:: Problem ::
Go through the entries below and copy each line containing the word "screenshot".

:: Raw records ::
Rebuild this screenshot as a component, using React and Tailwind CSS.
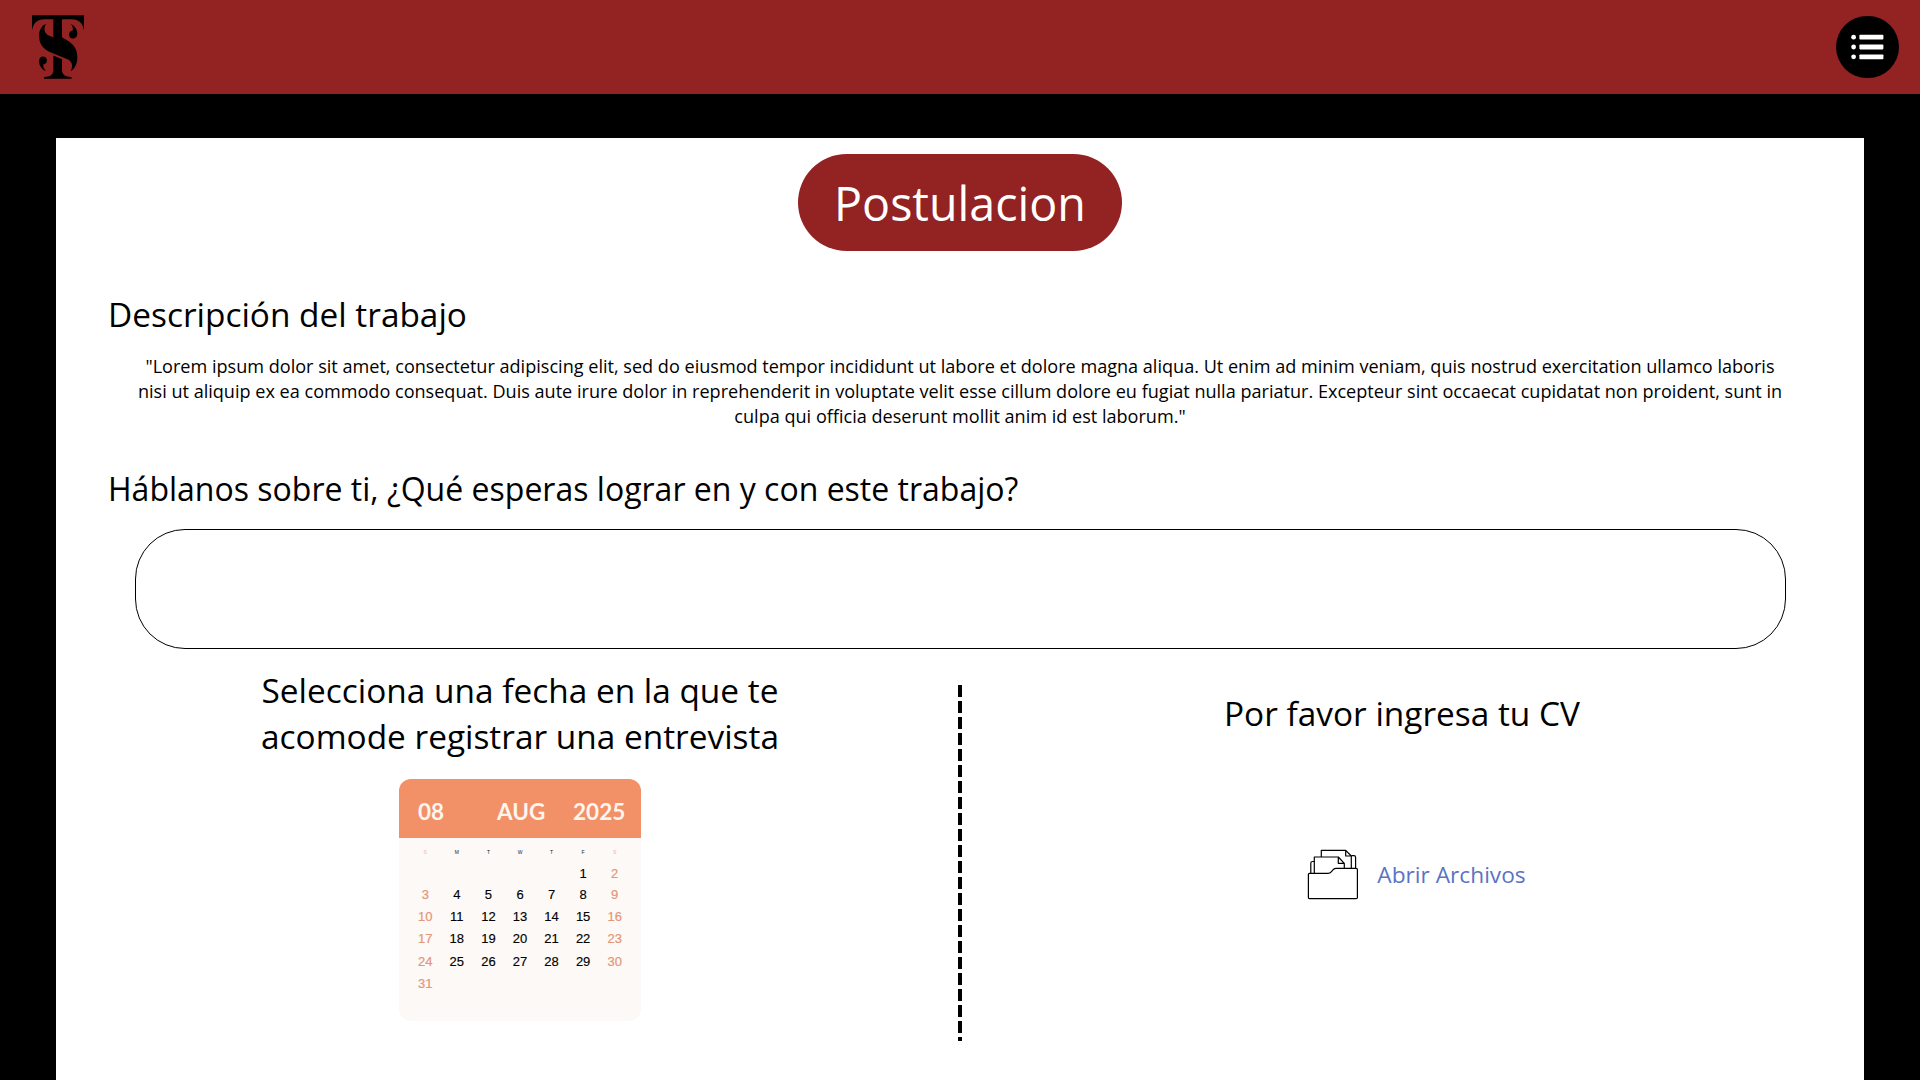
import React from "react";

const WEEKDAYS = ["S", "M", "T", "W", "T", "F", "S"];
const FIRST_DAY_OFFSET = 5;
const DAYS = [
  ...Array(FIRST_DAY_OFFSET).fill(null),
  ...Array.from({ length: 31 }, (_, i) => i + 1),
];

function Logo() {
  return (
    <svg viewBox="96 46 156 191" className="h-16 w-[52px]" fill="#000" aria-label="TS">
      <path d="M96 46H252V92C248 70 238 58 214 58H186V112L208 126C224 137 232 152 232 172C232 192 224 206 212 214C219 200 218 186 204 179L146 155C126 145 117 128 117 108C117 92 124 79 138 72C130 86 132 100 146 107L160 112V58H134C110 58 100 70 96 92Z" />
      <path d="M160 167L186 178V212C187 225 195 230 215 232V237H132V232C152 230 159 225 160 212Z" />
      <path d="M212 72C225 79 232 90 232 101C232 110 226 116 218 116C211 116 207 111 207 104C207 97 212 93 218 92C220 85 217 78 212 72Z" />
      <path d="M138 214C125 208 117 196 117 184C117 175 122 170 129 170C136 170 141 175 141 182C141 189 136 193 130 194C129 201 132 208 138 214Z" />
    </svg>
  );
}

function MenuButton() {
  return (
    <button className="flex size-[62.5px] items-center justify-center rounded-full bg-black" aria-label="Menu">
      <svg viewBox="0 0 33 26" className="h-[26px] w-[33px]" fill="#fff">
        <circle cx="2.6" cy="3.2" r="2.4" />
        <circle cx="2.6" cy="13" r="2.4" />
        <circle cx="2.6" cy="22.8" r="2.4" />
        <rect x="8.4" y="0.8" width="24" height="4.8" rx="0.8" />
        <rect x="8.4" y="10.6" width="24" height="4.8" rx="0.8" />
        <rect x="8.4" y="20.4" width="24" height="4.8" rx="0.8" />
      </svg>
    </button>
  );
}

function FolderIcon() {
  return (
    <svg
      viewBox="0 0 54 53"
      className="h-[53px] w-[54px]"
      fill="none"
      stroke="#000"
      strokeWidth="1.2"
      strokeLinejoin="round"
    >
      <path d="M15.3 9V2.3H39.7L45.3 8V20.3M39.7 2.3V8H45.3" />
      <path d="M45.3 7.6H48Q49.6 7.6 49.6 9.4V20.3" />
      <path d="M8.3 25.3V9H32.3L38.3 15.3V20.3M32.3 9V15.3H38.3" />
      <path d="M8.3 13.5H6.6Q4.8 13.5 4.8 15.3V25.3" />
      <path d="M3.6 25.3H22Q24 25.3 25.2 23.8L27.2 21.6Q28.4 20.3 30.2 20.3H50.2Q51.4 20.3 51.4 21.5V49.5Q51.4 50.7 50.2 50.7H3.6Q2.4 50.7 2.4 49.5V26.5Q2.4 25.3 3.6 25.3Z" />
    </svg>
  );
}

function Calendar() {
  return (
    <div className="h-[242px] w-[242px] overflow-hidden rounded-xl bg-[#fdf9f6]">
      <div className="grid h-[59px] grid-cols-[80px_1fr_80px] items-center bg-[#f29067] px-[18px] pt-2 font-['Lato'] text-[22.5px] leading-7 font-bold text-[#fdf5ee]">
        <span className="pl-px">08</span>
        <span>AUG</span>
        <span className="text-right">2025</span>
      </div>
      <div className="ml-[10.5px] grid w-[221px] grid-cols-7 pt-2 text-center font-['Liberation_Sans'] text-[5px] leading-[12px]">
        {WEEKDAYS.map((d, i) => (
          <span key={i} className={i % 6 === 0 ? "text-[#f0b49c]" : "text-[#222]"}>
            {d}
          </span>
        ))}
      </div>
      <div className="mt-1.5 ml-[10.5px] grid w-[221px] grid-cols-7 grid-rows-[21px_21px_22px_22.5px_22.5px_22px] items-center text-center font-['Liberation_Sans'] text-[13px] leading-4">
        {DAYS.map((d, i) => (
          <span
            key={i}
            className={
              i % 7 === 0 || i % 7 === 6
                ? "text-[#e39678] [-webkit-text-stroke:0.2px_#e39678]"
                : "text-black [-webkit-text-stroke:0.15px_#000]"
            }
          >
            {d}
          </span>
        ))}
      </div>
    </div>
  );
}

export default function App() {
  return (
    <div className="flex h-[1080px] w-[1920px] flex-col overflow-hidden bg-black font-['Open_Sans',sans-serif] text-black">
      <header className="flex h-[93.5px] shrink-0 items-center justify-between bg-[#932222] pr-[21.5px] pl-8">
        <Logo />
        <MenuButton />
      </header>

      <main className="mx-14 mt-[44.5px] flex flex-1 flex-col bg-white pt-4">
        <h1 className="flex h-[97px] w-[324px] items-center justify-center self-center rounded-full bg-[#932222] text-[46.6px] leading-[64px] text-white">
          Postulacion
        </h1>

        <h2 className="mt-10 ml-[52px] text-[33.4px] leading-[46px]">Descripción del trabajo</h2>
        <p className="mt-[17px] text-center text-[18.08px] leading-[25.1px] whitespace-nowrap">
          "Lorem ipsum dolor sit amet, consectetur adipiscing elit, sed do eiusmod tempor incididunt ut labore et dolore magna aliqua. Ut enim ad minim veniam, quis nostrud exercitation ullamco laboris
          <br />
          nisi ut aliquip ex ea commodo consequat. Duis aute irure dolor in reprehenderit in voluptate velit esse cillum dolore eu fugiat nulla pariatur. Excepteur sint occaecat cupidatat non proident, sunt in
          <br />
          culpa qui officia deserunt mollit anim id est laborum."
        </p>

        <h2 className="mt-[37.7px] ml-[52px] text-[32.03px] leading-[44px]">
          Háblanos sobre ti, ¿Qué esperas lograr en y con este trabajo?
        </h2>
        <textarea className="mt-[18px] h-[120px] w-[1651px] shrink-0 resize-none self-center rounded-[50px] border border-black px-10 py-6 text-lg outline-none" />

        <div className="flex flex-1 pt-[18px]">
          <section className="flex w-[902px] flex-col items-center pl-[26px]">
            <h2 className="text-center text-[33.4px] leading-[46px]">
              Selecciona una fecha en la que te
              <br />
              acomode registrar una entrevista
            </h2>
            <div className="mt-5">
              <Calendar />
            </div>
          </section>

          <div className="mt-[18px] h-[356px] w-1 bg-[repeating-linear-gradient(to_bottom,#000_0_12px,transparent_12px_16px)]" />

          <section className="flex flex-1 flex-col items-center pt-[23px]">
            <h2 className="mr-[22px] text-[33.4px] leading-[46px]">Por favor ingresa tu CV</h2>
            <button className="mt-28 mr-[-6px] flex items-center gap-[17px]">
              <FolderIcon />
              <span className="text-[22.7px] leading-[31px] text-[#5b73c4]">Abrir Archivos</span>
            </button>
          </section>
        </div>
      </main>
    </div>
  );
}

==

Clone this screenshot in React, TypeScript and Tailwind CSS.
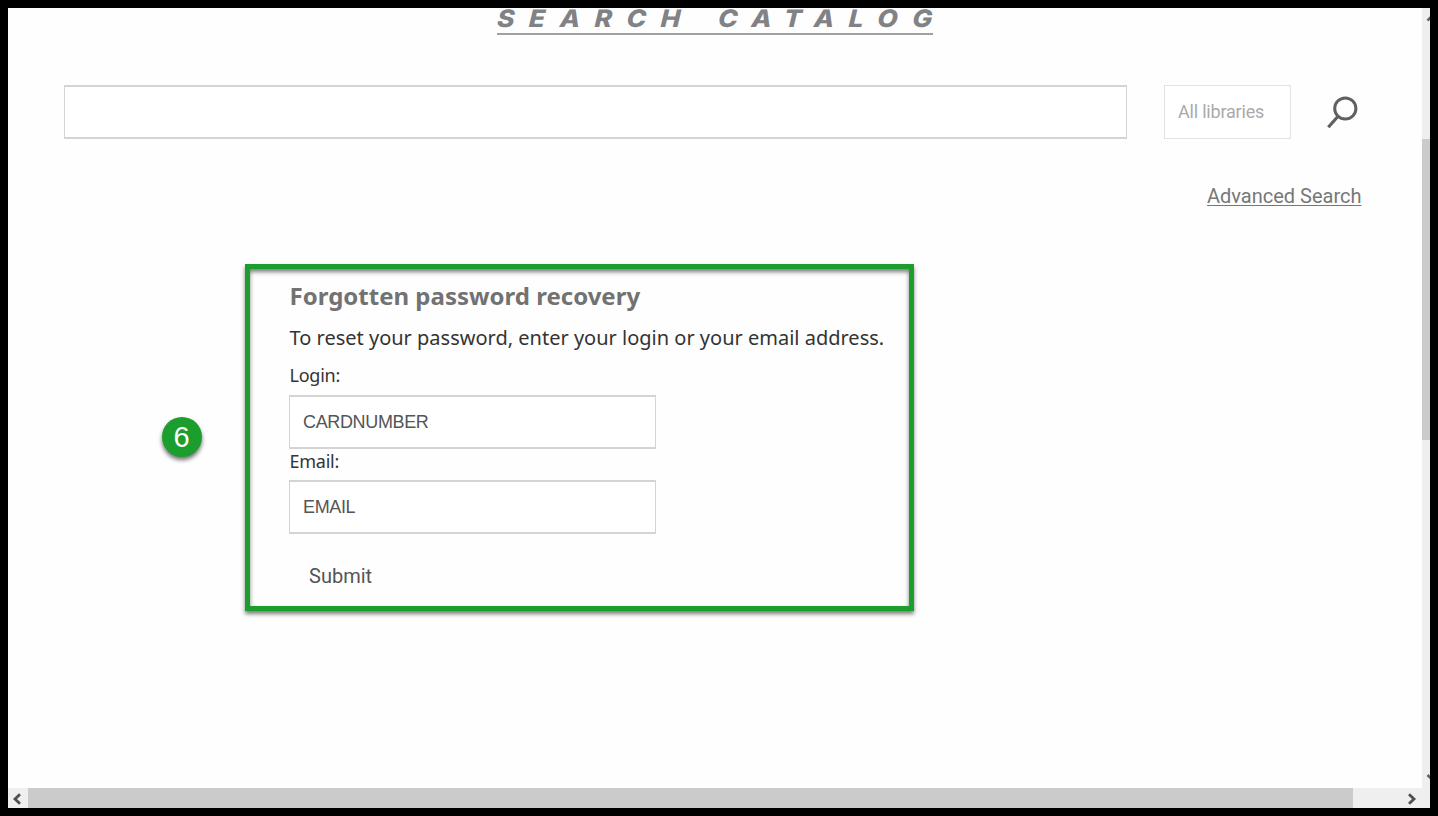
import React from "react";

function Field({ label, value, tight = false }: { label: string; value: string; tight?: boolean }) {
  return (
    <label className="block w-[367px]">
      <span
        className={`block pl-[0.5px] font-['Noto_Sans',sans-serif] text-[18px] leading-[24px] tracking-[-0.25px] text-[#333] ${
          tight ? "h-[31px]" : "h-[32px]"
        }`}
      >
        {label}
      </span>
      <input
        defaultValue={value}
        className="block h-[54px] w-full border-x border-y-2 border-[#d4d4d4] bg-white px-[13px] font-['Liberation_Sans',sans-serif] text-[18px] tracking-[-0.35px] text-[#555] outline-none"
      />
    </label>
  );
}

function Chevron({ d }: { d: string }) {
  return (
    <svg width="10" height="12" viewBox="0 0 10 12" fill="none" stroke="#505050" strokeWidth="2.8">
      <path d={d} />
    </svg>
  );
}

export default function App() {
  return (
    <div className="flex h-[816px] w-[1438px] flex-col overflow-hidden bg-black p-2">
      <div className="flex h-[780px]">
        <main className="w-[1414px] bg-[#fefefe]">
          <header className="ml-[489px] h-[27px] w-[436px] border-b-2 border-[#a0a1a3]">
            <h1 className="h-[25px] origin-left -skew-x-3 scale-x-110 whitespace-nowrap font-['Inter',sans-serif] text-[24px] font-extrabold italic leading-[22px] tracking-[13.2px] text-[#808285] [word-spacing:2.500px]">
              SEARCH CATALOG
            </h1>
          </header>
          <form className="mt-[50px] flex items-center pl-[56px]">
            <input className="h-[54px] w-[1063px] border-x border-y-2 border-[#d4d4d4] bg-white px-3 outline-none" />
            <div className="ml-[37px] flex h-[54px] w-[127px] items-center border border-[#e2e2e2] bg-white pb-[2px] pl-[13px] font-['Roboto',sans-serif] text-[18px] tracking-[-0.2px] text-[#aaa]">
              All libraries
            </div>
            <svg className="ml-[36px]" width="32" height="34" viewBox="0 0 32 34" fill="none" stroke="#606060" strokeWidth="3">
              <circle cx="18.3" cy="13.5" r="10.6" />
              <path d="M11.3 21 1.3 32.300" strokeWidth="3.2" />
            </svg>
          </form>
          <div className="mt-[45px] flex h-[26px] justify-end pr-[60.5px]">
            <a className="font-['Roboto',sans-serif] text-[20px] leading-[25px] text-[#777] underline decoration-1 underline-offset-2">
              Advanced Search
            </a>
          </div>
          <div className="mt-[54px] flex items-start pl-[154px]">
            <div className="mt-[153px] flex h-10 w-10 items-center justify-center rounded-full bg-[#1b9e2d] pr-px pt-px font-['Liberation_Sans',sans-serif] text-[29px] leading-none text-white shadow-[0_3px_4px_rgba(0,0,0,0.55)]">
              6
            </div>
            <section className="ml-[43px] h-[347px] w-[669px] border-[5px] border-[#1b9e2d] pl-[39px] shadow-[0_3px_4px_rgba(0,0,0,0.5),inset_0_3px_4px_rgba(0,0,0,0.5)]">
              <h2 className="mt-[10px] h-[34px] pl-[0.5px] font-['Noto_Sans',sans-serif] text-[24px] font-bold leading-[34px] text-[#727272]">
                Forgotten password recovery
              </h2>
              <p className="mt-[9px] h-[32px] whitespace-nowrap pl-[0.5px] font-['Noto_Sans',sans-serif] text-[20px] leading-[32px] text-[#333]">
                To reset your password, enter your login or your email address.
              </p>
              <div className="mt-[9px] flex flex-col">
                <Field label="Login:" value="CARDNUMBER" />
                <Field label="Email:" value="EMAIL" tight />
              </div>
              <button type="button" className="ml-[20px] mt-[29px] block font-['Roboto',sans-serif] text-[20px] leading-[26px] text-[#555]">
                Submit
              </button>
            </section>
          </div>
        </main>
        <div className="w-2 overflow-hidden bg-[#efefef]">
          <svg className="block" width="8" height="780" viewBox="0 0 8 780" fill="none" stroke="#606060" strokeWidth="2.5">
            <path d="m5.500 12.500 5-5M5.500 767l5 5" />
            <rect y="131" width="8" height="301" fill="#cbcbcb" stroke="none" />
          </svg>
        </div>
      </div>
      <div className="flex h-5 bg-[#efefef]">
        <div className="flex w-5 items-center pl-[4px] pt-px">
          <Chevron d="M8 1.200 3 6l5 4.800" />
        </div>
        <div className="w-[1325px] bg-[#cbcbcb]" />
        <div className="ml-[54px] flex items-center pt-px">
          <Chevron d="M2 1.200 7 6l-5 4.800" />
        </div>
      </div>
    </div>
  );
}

:: Output of the exercise ::
Rebuild this screenshot as a component, using React and Tailwind CSS.
Clone this screenshot in React, TypeScript and Tailwind CSS.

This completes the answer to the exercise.